§ **Task directions**
Return the listing below exactly, with the pictures dropped.
begin Recorded data
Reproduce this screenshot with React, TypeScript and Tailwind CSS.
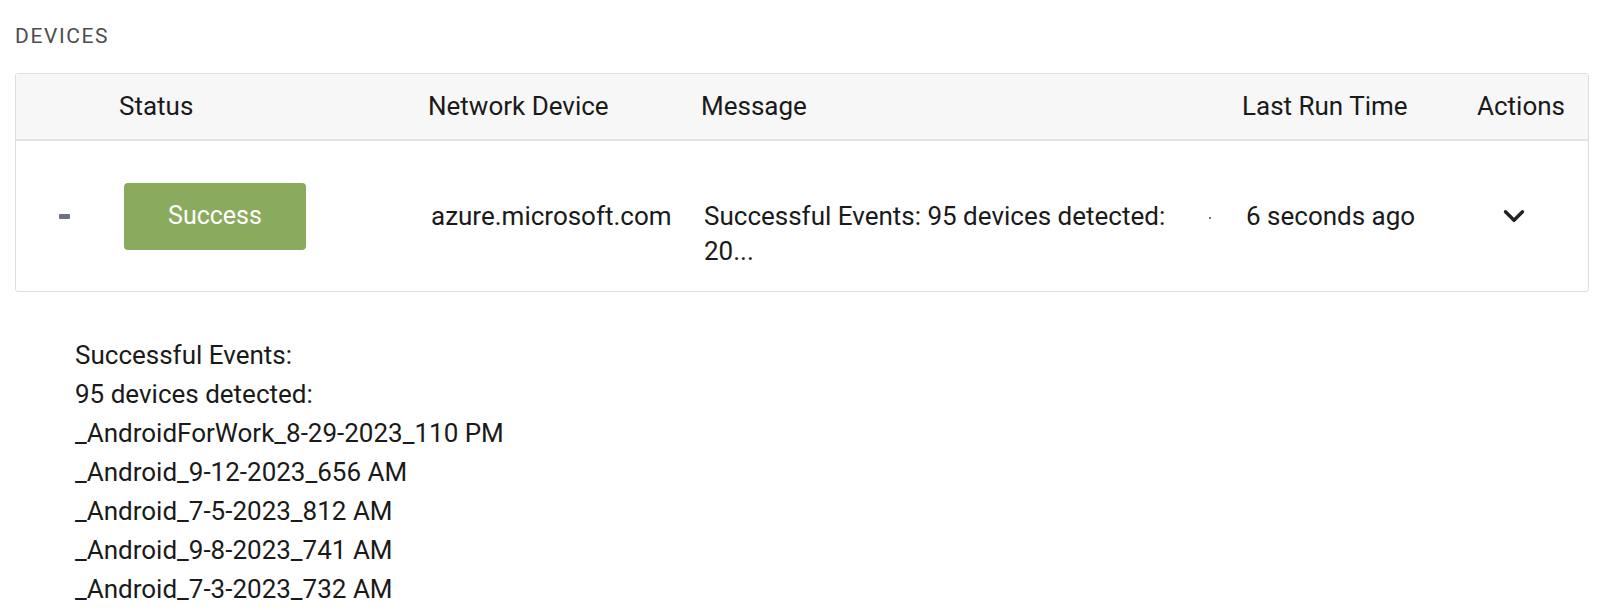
import { ChevronDown } from 'lucide-react';

const details = [
  'Successful Events:',
  '95 devices detected:',
  '_AndroidForWork_8-29-2023_110 PM',
  '_Android_9-12-2023_656 AM',
  '_Android_7-5-2023_812 AM',
  '_Android_9-8-2023_741 AM',
  '_Android_7-3-2023_732 AM',
];

const cols = 'grid grid-cols-[103px_309px_273px_541px_235px_1fr]';

export default function App() {
  return (
    <div className="min-h-screen bg-white text-[#1a1a1a] font-['Roboto',sans-serif]">
      <div className="pt-[24px] px-[15px]">
        <h3 className="text-[21px] leading-[24px] tracking-[1.6px] text-[#4d4d4d]">DEVICES</h3>

        <div className="mt-[25px] border border-[#dedede] rounded-[3px]">
          <div className={`${cols} items-center h-[67px] bg-[#f7f7f7] border-b-2 border-[#e4e4e4] text-[26px]`}>
            <div />
            <div>Status</div>
            <div>Network Device</div>
            <div>Message</div>
            <div>Last Run Time</div>
            <div>Actions</div>
          </div>

          <div className={`${cols} items-center h-[150px] text-[26px]`}>
            <div className="flex pl-[43px]">
              <span className="block w-[11px] h-[5px] rounded-[1px] bg-[#6b7280]" />
            </div>
            <div className="pl-[5px]">
              <button className="w-[182px] h-[67px] rounded-[4px] bg-[#8aab5d] text-white text-[25px]">
                Success
              </button>
            </div>
            <div className="pl-[3px]">azure.microsoft.com</div>
            <div className="flex items-start pl-[3px] pt-[35px]">
              <div className="w-[465px] leading-[35px]">
                Successful Events: 95 devices detected:
                <br />
                20...
              </div>
              <span className="ml-[40px] mt-[18px] block w-[2px] h-[2px] rounded-full bg-[#444]" />
            </div>
            <div className="pl-[4px]">6 seconds ago</div>
            <div className="flex pl-[20px]">
              <ChevronDown size={34} strokeWidth={2.4} className="text-[#222]" />
            </div>
          </div>
        </div>

        <div className="pt-[44px] pl-[60px] text-[26px] leading-[39px]">
          {details.map((line) => (
            <div key={line}>{line}</div>
          ))}
        </div>
      </div>
    </div>
  );
}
end Recorded data
§ **Output of the task**
Reproduce this screenshot with React, TypeScript and Tailwind CSS.
import { ChevronDown } from 'lucide-react';

const details = [
  'Successful Events:',
  '95 devices detected:',
  '_AndroidForWork_8-29-2023_110 PM',
  '_Android_9-12-2023_656 AM',
  '_Android_7-5-2023_812 AM',
  '_Android_9-8-2023_741 AM',
  '_Android_7-3-2023_732 AM',
];

const cols = 'grid grid-cols-[103px_309px_273px_541px_235px_1fr]';

export default function App() {
  return (
    <div className="min-h-screen bg-white text-[#1a1a1a] font-['Roboto',sans-serif]">
      <div className="pt-[24px] px-[15px]">
        <h3 className="text-[21px] leading-[24px] tracking-[1.6px] text-[#4d4d4d]">DEVICES</h3>

        <div className="mt-[25px] border border-[#dedede] rounded-[3px]">
          <div className={`${cols} items-center h-[67px] bg-[#f7f7f7] border-b-2 border-[#e4e4e4] text-[26px]`}>
            <div />
            <div>Status</div>
            <div>Network Device</div>
            <div>Message</div>
            <div>Last Run Time</div>
            <div>Actions</div>
          </div>

          <div className={`${cols} items-center h-[150px] text-[26px]`}>
            <div className="flex pl-[43px]">
              <span className="block w-[11px] h-[5px] rounded-[1px] bg-[#6b7280]" />
            </div>
            <div className="pl-[5px]">
              <button className="w-[182px] h-[67px] rounded-[4px] bg-[#8aab5d] text-white text-[25px]">
                Success
              </button>
            </div>
            <div className="pl-[3px]">azure.microsoft.com</div>
            <div className="flex items-start pl-[3px] pt-[35px]">
              <div className="w-[465px] leading-[35px]">
                Successful Events: 95 devices detected:
                <br />
                20...
              </div>
              <span className="ml-[40px] mt-[18px] block w-[2px] h-[2px] rounded-full bg-[#444]" />
            </div>
            <div className="pl-[4px]">6 seconds ago</div>
            <div className="flex pl-[20px]">
              <ChevronDown size={34} strokeWidth={2.4} className="text-[#222]" />
            </div>
          </div>
        </div>

        <div className="pt-[44px] pl-[60px] text-[26px] leading-[39px]">
          {details.map((line) => (
            <div key={line}>{line}</div>
          ))}
        </div>
      </div>
    </div>
  );
}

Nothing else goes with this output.